Proprio a voler spaccare il capello, all’ex campione del mondo si potrebbe appioppare la debolezza di qualche  geometria troppo azzardata in luogo di  altre più agevoli da perseguire. Poca cosa, rispetto all’arsenale di cui lavoro e  natura gli hanno fatto dono. Un cavillo, invece, al quale il serbo sembra voler mettere mano già in questa ennesima avventura nell’emisfero australe. Per farlo s’è dotato di un coach nuovo di zecca, un  ex collega che sull’arte delle traiettorie potrebbe scrivere un trattato ampio quanto quello culinario di Pellegrino Artusi.
Eccolo, dunque il valore aggiunto che Andy Murray porterà in dote al neonato connubio. Al nativo di Glasgow correrá l’onere di marcare i distinguo tra  soluzioni  logiche e altre  obbligate, migliorando  nel serbo la capacità di giocare un colpo per l’altro. Un po’ come, prima di lui, aveva  fatto Gattone Mecir, indimenticato campione slovacco capace di pittare il campo con irresistibili diagonali e lungolinea all’olio d’oliva.

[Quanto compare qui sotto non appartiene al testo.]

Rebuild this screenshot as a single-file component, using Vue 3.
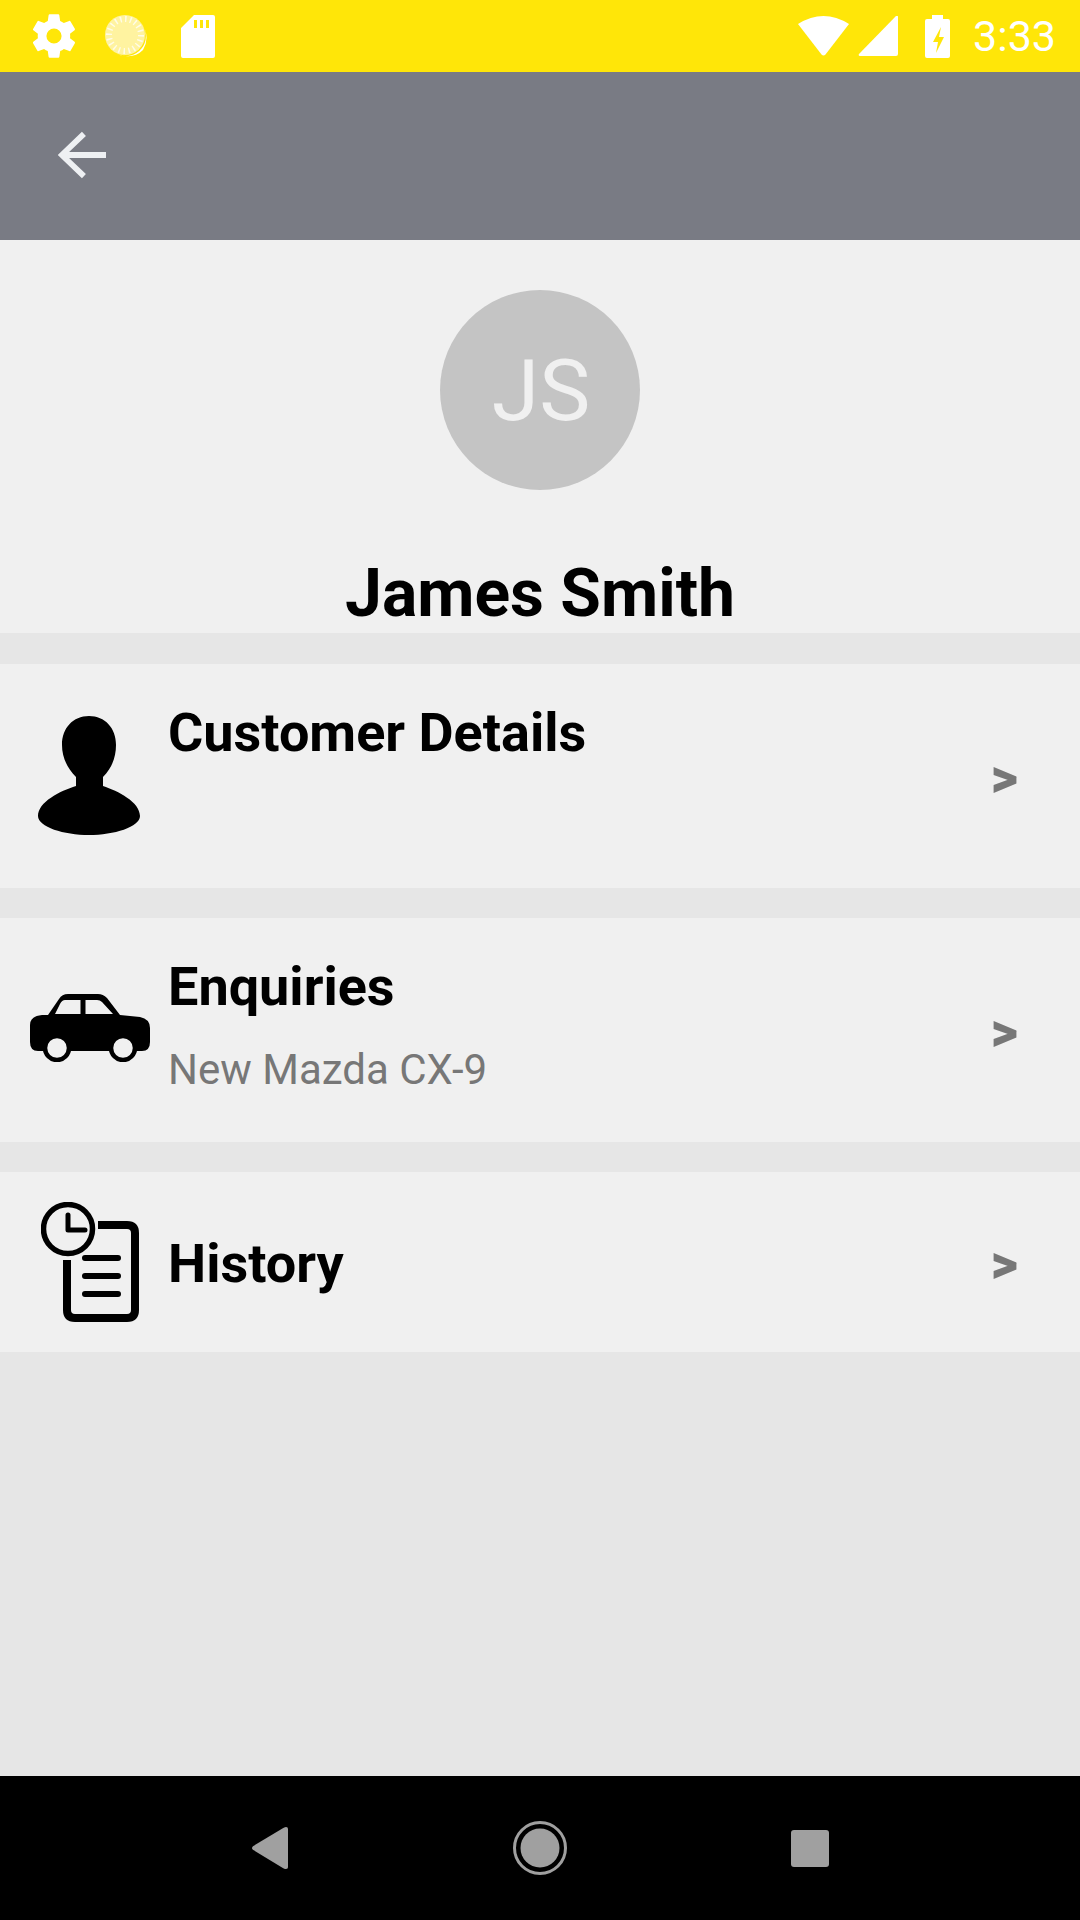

Dopo anni di coach altolocati, Djokovic dev’essere giunto a conclusione che nessuno più di un ex rivale può giovare al suo tennis fatto sopratutto di calcolo. Più che del classico coaching affidato a personaggi di grande esperienza, oggi per Nole è tempo di complicità, quella vera, profonda, architettata con un soggetto che a sua volta, ha tentato di metterlo spalle al muro per ben 36 volte grattando su quei punti deboli che oggi sono patrimonio comune.
Ill primo passo è andato come sappiamo. Il proseguo in terra d’Australia ci dirà se attacchi e difese del serbo saranno quelli di sempre o se invece recheranno in sé anche un po’ di sapienza scozzese.